Quiet Wedding (1940)

Toronto Film Society presented Quiet Wedding (1940) on Monday, September 28, 1987 in a double bill with Quiet Weekend as part of the Season 40 Monday Evening Film Buffs Series “B”, Programme 1.

Production Company: Paramount.  Producer: Paul Soskin.  Director: Anthony Asquith.  Screenplay: Terence Rattigan and Anatole de Grunwald, from the play by Esther McCracken.  Photography: Bernard Knowles.  Editor: Reginald Beck.  Art Director: Paul Sheriff.  Music: Nicholas Brodsky.

Cast:  Margaret Lockwood (Janet Royd), Derek Farr (Dallas Chaytor), Marjorie Fielding (Mildred Royd), A.E. Matthews (Arthur Royd), Athene Seyler (Aunt Mary), Jean Cadell (Aunt Florence), Margaretta Scott (Marcia), David Tomlinson (John), Sidney King (Denys), Peggy Ashcroft (Flower Lisle), Frank Cellier (Mr. Chaytor), Roland Culver (Boofy Ponsonby), Michael Shepley (Marcia’s husband), Muriel Pavlow (Miranda), Margaret Halston (Lady Yeldham), Roddy Hughes (Vicar), O.B. Clarence (Magistrate), Margaret Rutherford (Magistrate), Martita Hunt (Madame Mirelle), Charles Carson (Mr. Johnson), Lawrence Hanray (Mr. Williamson), Bernard Miles (Policeman).
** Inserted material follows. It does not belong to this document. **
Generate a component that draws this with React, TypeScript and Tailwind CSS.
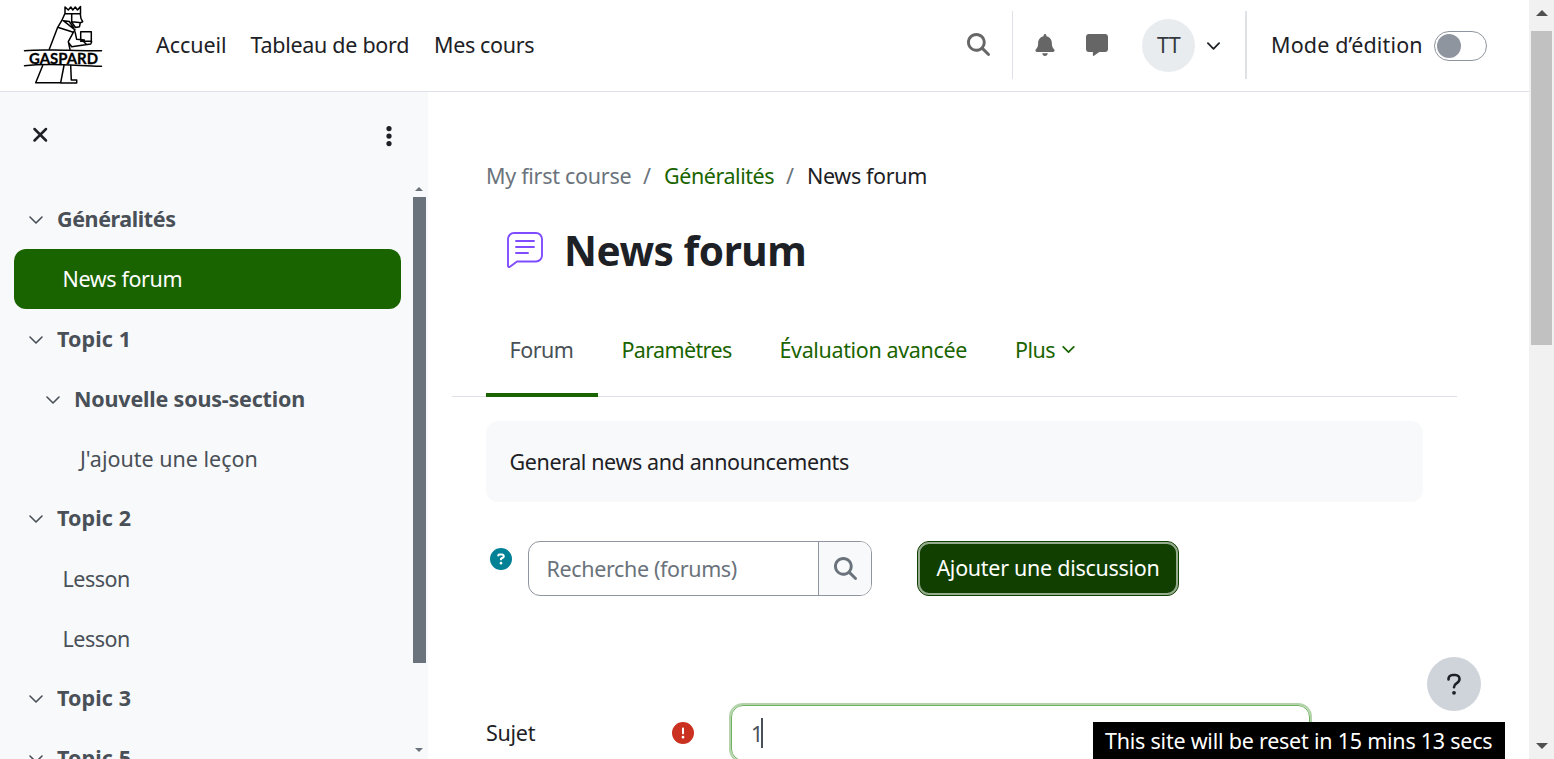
import React from "react";
import {
  FaBell,
  FaCircleExclamation,
  FaCircleQuestion,
  FaEllipsisVertical,
  FaMagnifyingGlass,
  FaMessage,
} from "react-icons/fa6";

function Chevron({ className = "", stroke = 1.7 }: { className?: string; stroke?: number }) {
  return (
    <svg viewBox="0 0 14 8" className={className} fill="none" stroke="currentColor" strokeWidth={stroke} strokeLinecap="round" strokeLinejoin="round">
      <path d="M1 1l6 6 6-6" />
    </svg>
  );
}

function Logo() {
  return (
    <svg viewBox="0 0 80 80" className="mb-[2px] ml-[23px] h-[80px] w-[80px] shrink-0" fill="none" stroke="#000" strokeWidth="1.500" strokeLinejoin="round" strokeLinecap="round">
      <path d="M42 8.800V2l3.300 3 2.500-3 2 3 2.500-3 2.200 3 3-3.500v7.300z" />
      <path d="M41.700 9L38.700 15.700M57.300 9l.7 4.500 1.700 3.200-2.400 1-.8 4-4 .8-4-5.500M48.700 9v7.700l7.600.8" />
      <path d="M38.700 15.700l-4 6.600 15.600 5 1.700-2.500-11.700-9.100 6 .8 4.500 6.500M34.700 22.300l-8.400 22M50.300 27.300l-5 9.400 1.700 7.600" />
      <path d="M52 26.700l1.700 7.600 7.600.7M46 38.300l2.700 3.400 19-2.700 1-2.300M57.700 26.700h10.600v9.600H57.700zM61 37l2 2" />
      <path d="M1.500 45.700c10-1 18-.8 30-.7s30 1.200 47 .7M1.500 60.700c12-1.300 24-1.300 38-1s28 1.700 39 1.500" />
      <path d="M19.700 60.500L12.700 77.700h25L41 60.500M37.700 77.900h16V75h-5.400l-.6-14.500" />
      <text x="6" y="58.500" textLength="69" lengthAdjust="spacingAndGlyphs" fill="#000" strokeWidth="0.300" className="font-['Lato',sans-serif] text-[15.500px] font-bold">GASPARD</text>
    </svg>
  );
}

function ForumIcon() {
  return (
    <svg viewBox="0 0 38 38" className="h-[38px] w-[38px]" fill="none" stroke="#7f4dff" strokeWidth="1.9" strokeLinecap="round" strokeLinejoin="round">
      <path d="M8 2h22a6 6 0 0 1 6 6v16.500a6 6 0 0 1-6 6H11L4.300 35.500C3.200 36.400 2 36.200 2 34.800V8a6 6 0 0 1 6-6z" />
      <path d="M10 10h18M10 16h18M10 22h12" />
    </svg>
  );
}

function Section({ label, text, indent = "pl-[29px]" }: { label: string; text: string; indent?: string }) {
  return (
    <div className={`flex h-[59.900px] shrink-0 items-center ${indent} font-bold`}>
      <Chevron className="mr-[14px] mt-[2px] h-[8px] w-[14px]" stroke={1.6} />
      <span className={text}>{label}</span>
    </div>
  );
}

function Activity({ label, text, indent = "pl-[62.500px]" }: { label: string; text: string; indent?: string }) {
  return (
    <div className={`flex h-[59.900px] shrink-0 items-center pt-px ${indent}`}>
      <span className={text}>{label}</span>
    </div>
  );
}

function Header() {
  return (
    <header className="flex h-[92px] shrink-0 items-center border-b border-[#dee2e6]">
      <Logo />
      <nav className="ml-[53px] flex items-center pb-px">
        <span className="w-[94.500px] tracking-[-0.05px]">Accueil</span>
        <span className="w-[183.500px] tracking-[-0.29px]">Tableau de bord</span>
        <span className="tracking-[-0.35px]">Mes cours</span>
      </nav>
      <div className="ml-auto flex h-full items-center text-[#666]">
        <FaMagnifyingGlass className="mb-[2px] mr-[22px] size-[23px]" />
        <span className="mb-[2px] mr-[21px] h-[68px] w-px bg-[#dee2e6]" />
        <FaBell className="mb-[2px] mr-[30px] size-[22px]" />
        <FaMessage className="mb-[2px] mr-[34px] size-[22px]" />
        <span className="mr-[12px] flex size-[53px] items-center justify-center rounded-full bg-[#e9ecef] pb-px tracking-[-0.6px] text-[#343a40]">TT</span>
        <Chevron className="mr-[25px] h-[8px] w-[13px] text-[#1d2125]" stroke={1.9} />
        <span className="mb-[2px] h-[68px] w-[2px] bg-[#dee2e6]" />
        <span className="ml-[24px] w-[163px] pb-px tracking-[0.15px] text-[#1d2125]">Mode d’édition</span>
        <span className="mr-[42px] flex h-[30px] w-[53px] shrink-0 items-center rounded-full border border-[#8f959e] pl-[2px]">
          <span className="size-[24px] rounded-full bg-[#8f959e]" />
        </span>
      </div>
    </header>
  );
}

function Sidebar() {
  return (
    <aside className="flex w-[428px] shrink-0 flex-col bg-[#f8f9fb] text-[#495057]">
      <div className="flex h-[94px] shrink-0 items-start justify-between pt-[32px] text-[#1d2125]">
        <svg viewBox="0 0 16 16" className="ml-[32px] mt-[3px] size-[16px]" fill="none" stroke="currentColor" strokeWidth="2.500" strokeLinecap="round">
          <path d="M2.500 2L14 13.500M14 2L2.500 13.500" />
        </svg>
        <FaEllipsisVertical className="mr-[27.500px] size-[24px]" />
      </div>
      <div className="flex min-h-0 flex-1">
        <div className="flex w-[413px] flex-col overflow-hidden pt-[3px]">
          <Section label="Généralités" text="tracking-[-0.41px]" />
          <div className="ml-[14px] flex h-[59.900px] w-[387px] shrink-0 items-center rounded-[12px] bg-[#1a6400] pl-[48.500px] pt-px tracking-[-0.38px] text-white">News forum</div>
          <Section label="Topic 1" text="tracking-[0.1px]" />
          <Section label="Nouvelle sous-section" text="tracking-[-0.19px]" indent="pl-[46px]" />
          <Activity label="J'ajoute une leçon" text="tracking-[0px]" indent="pl-[80px]" />
          <Section label="Topic 2" text="tracking-[0.1px]" />
          <Activity label="Lesson" text="tracking-[-0.5px]" />
          <Activity label="Lesson" text="tracking-[-0.5px]" />
          <Section label="Topic 3" text="tracking-[0.1px]" />
          <Section label="Topic 5" text="tracking-[0.1px]" />
        </div>
        <div className="flex w-[13px] flex-col items-center text-[#6a737b]">
          <svg viewBox="0 0 8 4" className="-ml-px mt-[1px] h-[4px] w-[8px] shrink-0" fill="currentColor"><path d="M0 4L4 0l4 4z" /></svg>
          <div className="mt-[6px] h-[466px] w-full shrink-0 bg-[#6a737b]" />
          <svg viewBox="0 0 8 4" className="-ml-px mb-[7px] mt-auto h-[4px] w-[8px] shrink-0" fill="currentColor"><path d="M0 0l4 4 4-4z" /></svg>
        </div>
      </div>
    </aside>
  );
}

function Main() {
  return (
    <main className="flex min-w-0 flex-1 flex-col pl-[58px]">
      <div className="mt-[69px] flex h-[30px] shrink-0 items-center text-[#6a737b]">
        <span className="w-[157px] tracking-[-0.28px]">My first course</span>
        <span className="w-[21px]">/</span>
        <span className="w-[122px] tracking-[-0.44px] text-[#1a6400]">Généralités</span>
        <span className="w-[21px]">/</span>
        <span className="tracking-[-0.35px] text-[#1d2125]">News forum</span>
      </div>
      <div className="mt-[29px] flex h-[60px] shrink-0 items-center">
        <span className="ml-[20px] flex w-[58px]"><ForumIcon /></span>
        <h1 className="pt-[2px] text-[40.500px] font-bold leading-[60px] tracking-[-0.45px]">News forum</h1>
      </div>
      <div className="-ml-[34px] mt-[22px] flex h-[95px] w-[1005px] shrink-0 border-b border-[#dee2e6] pl-[34px] text-[#1a6400]">
        <div className="-mb-px flex w-[112px] items-center border-b-4 border-[#1a6400] pl-[23.500px] pt-[4px] tracking-[-0.5px] text-[#495057]">Forum</div>
        <div className="flex w-[158px] items-center pl-[23.500px] pt-[2px] tracking-[-0.64px]">Paramètres</div>
        <div className="flex w-[235px] items-center pl-[23.500px] pt-[2px] tracking-[-0.36px]">Évaluation avancée</div>
        <div className="flex items-center pl-[24px] pt-[2px] tracking-[-0.5px]">
          Plus
          <Chevron className="mb-[2px] ml-[7px] h-[7px] w-[13px]" stroke={2} />
        </div>
      </div>
      <div className="mt-[24px] flex h-[81px] w-[937px] shrink-0 items-center rounded-[12px] bg-[#f8f9fb] pl-[23.500px] pt-px tracking-[-0.39px]">General news and announcements</div>
      <div className="mt-[39px] flex h-[55px] shrink-0">
        <FaCircleQuestion className="ml-[4px] mt-[7px] size-[22px] text-[#008196]" />
        <div className="ml-[16px] flex w-[344px] overflow-hidden rounded-[12px] border border-[#8f959e] text-[#6a737b]">
          <div className="flex w-[290px] items-center border-r border-[#8f959e] pl-[17.500px] pt-px tracking-[-0.36px]">Recherche (forums)</div>
          <div className="flex flex-1 items-center justify-center bg-[#f8f9fb]"><FaMagnifyingGlass className="size-[23px]" /></div>
        </div>
        <button className="ml-[45px] w-[262px] rounded-[12px] border border-[#113f00] bg-[#113f00]">
          <span className="flex h-full w-full items-center justify-center rounded-[11px] border-2 border-[#96ac90] pb-px tracking-[-0.28px] text-white">Ajouter une discussion</span>
        </button>
      </div>
      <div className="mt-[106px] flex shrink-0 items-start">
        <span className="flex w-[186px] pt-[16px] tracking-[-0.27px]">Sujet</span>
        <FaCircleExclamation className="mt-[20px] size-[22px] text-[#ca3120]" />
        <div className="ml-[35px] mt-px h-[60px] w-[583px] rounded-[14px] border-2 border-[#b4d3ac] bg-white">
          <div className="flex h-full items-center rounded-[12px] border border-[#6fb35f] pl-[19px] text-[#495057]">
            <span className="pt-[2px]">1</span>
            <span className="-ml-[2px] h-[30px] w-[2px] bg-[#495057]" />
          </div>
        </div>
      </div>
    </main>
  );
}

export default function App() {
  return (
    <div className="relative flex h-[759px] w-[1554px] overflow-hidden bg-white font-['Noto_Sans',sans-serif] text-[21.500px] leading-[30px] whitespace-nowrap text-[#1d2125]">
      <div className="flex w-[1529px] flex-col">
        <Header />
        <div className="flex min-h-0 flex-1 overflow-hidden">
          <Sidebar />
          <Main />
        </div>
      </div>
      <div className="flex w-[25px] flex-col items-center bg-[#f1f1f1] text-[#505050]">
        <svg viewBox="0 0 12 6" className="mt-[10px] h-[6px] w-[12px] shrink-0" fill="currentColor"><path d="M0 6l6-6 6 6z" /></svg>
        <div className="mt-[15px] h-[314px] w-[21px] shrink-0 bg-[#c1c1c1]" />
        <svg viewBox="0 0 12 6" className="mb-[10px] mt-auto h-[6px] w-[12px] shrink-0" fill="currentColor"><path d="M0 0l6 6 6-6z" /></svg>
      </div>
      <button className="absolute right-[73px] top-[657px] flex size-[54px] items-center justify-center rounded-full bg-[#ced4da]">
        <svg viewBox="0 0 14 22" className="h-[22px] w-[14px]" fill="none" stroke="#1d2125" strokeWidth="2.600" strokeLinecap="round" strokeLinejoin="round">
          <path d="M1.500 6.500V6A4 4 0 0 1 5.500 2H8.500A4 4 0 0 1 12.500 6C12.500 8.500 11 9.500 9.500 10.400C8 11.300 7 12 7 14.200" />
          <circle cx="7" cy="19.800" r="1.900" fill="#1d2125" stroke="none" />
        </svg>
      </button>
      <div className="absolute right-[49px] top-[722px] flex h-[37px] w-[412px] items-center bg-black pl-[12px] pt-px tracking-[-0.23px] text-white">This site will be reset in 15 mins 13 secs</div>
    </div>
  );
}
For our first programme in the British mini-series, we are viewing two “gentle” films about British manners and foibles, adapted from the hit plays by Esther McCracken, Quiet Wedding and the sequel Quiet Weekend.  Although both films were successful in Britain and the U.S., neither is considered today as anything more than amusing entertainment.  However, Quiet Wedding, produced at a time when Anthony Asquith had just become one of Britain’s most successful directors with Pygmalion (1938), serves as a testament to the resolute calm of the British during the war years.  And Quiet Weekend, made just after the war, presents an affectionate view of the return to normalcy after the wartime conflicts.

Anthony Asquith (“Puffin” to his intimates), was the son of the Prime Minister, Herbert Asquith, and began his career with silent films, achieving his greatest success with Cottage on Dartmoor (1929) in which, as Raymond Durgnat has observed, he “out-Hitchcocks Hitchcock, before Hitchcock became Hitchcock” (A Mirror for England, 1970).  Asquith’s first sound film, Tell England (1930) became famous for one of the most brilliant war sequences ever filmed.  While Hitchcock flourished in the 1930’s, Asquith fell in the critics’ estimation until Pygmalion (1938), which established him in the industry.  French Without Tears (1939) saw the beginning of a partnership which spanned almost three decades of filmmaking–the collaboration of Asquith, Terence Rattigan and Anatole de Grunwald.  This trio combined their talents on nine films, including the most popular film of the war years in Britain, The Way to the Stars (1945) which was meant to promote the Anglo-American relationship; as well as the last two films which Asquith directed, The VIPs (1963) and The Yellow Rolls Royce (1964).  Asquith remained in Britain, refusing to be enticed to Hollywood, preferring to make films about the English people and way of life, and was highly praised for his pictorial wit and poetic feeling.  Of French Without Tears, William Whitebait remarked, “In Asquith we still possess one director who has sensibility and can poke fun, who enjoys being English and making jokes about it, as Clair did once for France and Preston Sturges does for America” (Films and Filming, October, 1963).

Quite Wedding tells the story of a young couple (Lockwood and Farr) undergoing the horrors of preparation for a huge wedding and facing a barrage of well-meant advice from family members.  The film is inventively handled, with excellent dialogue and a delightful cast of supporting players.  Margaret Lockwood is excellent as the slightly hysterical bride (before her “wicked lady” typecasting of the 40’s), and Derek Farr “looks like a juvenile Ralph Richardson” (NYT, 1941) as the bewildered bridegroom.  Among the supporting actors, A.E. Matthews, Athene Seyler and Peggy Ashcroft are excellent at portraying the more mundane and the somewhat zany aspects of English character.

This “escapist” fare reveals but one aspect of one of the most versatile of British directors.  Along with this genuine flair for comedy, Asquith stood alongside David Lean and Carol Reed during the 40’s and 50’s as one of the most famous directors of war films and tragedies, in addition to his impressive film adaptations of Shaw and Wilde.  Later in this series, we will view his adaptation of the Shaw play, The Doctor’s Dilema.  In the meantime, let’s enjoy this charming, unpretentious comedy of manners about English life from a director who portrayed with great tenderness the quirks of human nature.